* REQUIREMENTS:
Reproduce each line of the material exactly, minus any picture.

* COLLECTED MATERIAL:
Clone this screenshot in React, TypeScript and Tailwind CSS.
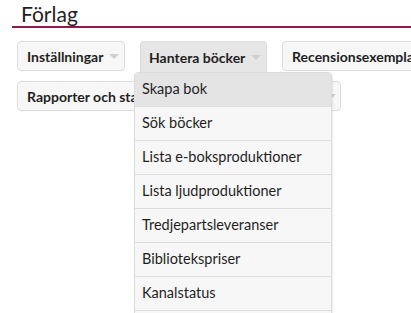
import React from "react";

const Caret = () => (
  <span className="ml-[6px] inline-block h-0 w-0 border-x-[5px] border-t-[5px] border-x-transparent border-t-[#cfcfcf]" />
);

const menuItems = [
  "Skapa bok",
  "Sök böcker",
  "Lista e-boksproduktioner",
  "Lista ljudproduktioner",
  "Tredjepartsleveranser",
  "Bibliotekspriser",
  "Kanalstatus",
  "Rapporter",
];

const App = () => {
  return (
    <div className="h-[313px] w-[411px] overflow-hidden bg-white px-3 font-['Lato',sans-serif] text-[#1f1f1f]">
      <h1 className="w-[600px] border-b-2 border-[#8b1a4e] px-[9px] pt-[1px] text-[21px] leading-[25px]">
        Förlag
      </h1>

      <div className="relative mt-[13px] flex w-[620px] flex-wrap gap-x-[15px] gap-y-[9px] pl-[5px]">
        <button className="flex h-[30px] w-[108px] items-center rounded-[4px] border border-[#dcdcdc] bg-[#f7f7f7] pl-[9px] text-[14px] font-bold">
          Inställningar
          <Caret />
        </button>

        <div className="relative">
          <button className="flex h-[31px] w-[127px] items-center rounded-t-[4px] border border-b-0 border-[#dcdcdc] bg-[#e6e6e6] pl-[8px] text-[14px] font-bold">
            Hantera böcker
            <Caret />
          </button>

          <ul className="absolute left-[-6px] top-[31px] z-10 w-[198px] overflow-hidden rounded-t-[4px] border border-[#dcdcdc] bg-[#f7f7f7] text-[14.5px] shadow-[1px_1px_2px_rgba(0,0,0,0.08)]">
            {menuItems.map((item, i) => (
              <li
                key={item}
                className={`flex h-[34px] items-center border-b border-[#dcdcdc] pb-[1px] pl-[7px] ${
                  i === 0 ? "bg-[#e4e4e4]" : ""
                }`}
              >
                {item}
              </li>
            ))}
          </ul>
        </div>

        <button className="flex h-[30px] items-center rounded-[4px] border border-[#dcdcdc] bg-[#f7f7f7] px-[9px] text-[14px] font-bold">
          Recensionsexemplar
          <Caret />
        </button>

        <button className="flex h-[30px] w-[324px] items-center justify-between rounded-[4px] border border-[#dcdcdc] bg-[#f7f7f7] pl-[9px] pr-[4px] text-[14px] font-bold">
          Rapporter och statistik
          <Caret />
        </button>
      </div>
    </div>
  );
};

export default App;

* REPLY TO THE EXERCISE:
Clone this screenshot in React, TypeScript and Tailwind CSS.
import React from "react";

const Caret = () => (
  <span className="ml-[6px] inline-block h-0 w-0 border-x-[5px] border-t-[5px] border-x-transparent border-t-[#cfcfcf]" />
);

const menuItems = [
  "Skapa bok",
  "Sök böcker",
  "Lista e-boksproduktioner",
  "Lista ljudproduktioner",
  "Tredjepartsleveranser",
  "Bibliotekspriser",
  "Kanalstatus",
  "Rapporter",
];

const App = () => {
  return (
    <div className="h-[313px] w-[411px] overflow-hidden bg-white px-3 font-['Lato',sans-serif] text-[#1f1f1f]">
      <h1 className="w-[600px] border-b-2 border-[#8b1a4e] px-[9px] pt-[1px] text-[21px] leading-[25px]">
        Förlag
      </h1>

      <div className="relative mt-[13px] flex w-[620px] flex-wrap gap-x-[15px] gap-y-[9px] pl-[5px]">
        <button className="flex h-[30px] w-[108px] items-center rounded-[4px] border border-[#dcdcdc] bg-[#f7f7f7] pl-[9px] text-[14px] font-bold">
          Inställningar
          <Caret />
        </button>

        <div className="relative">
          <button className="flex h-[31px] w-[127px] items-center rounded-t-[4px] border border-b-0 border-[#dcdcdc] bg-[#e6e6e6] pl-[8px] text-[14px] font-bold">
            Hantera böcker
            <Caret />
          </button>

          <ul className="absolute left-[-6px] top-[31px] z-10 w-[198px] overflow-hidden rounded-t-[4px] border border-[#dcdcdc] bg-[#f7f7f7] text-[14.5px] shadow-[1px_1px_2px_rgba(0,0,0,0.08)]">
            {menuItems.map((item, i) => (
              <li
                key={item}
                className={`flex h-[34px] items-center border-b border-[#dcdcdc] pb-[1px] pl-[7px] ${
                  i === 0 ? "bg-[#e4e4e4]" : ""
                }`}
              >
                {item}
              </li>
            ))}
          </ul>
        </div>

        <button className="flex h-[30px] items-center rounded-[4px] border border-[#dcdcdc] bg-[#f7f7f7] px-[9px] text-[14px] font-bold">
          Recensionsexemplar
          <Caret />
        </button>

        <button className="flex h-[30px] w-[324px] items-center justify-between rounded-[4px] border border-[#dcdcdc] bg-[#f7f7f7] pl-[9px] pr-[4px] text-[14px] font-bold">
          Rapporter och statistik
          <Caret />
        </button>
      </div>
    </div>
  );
};

export default App;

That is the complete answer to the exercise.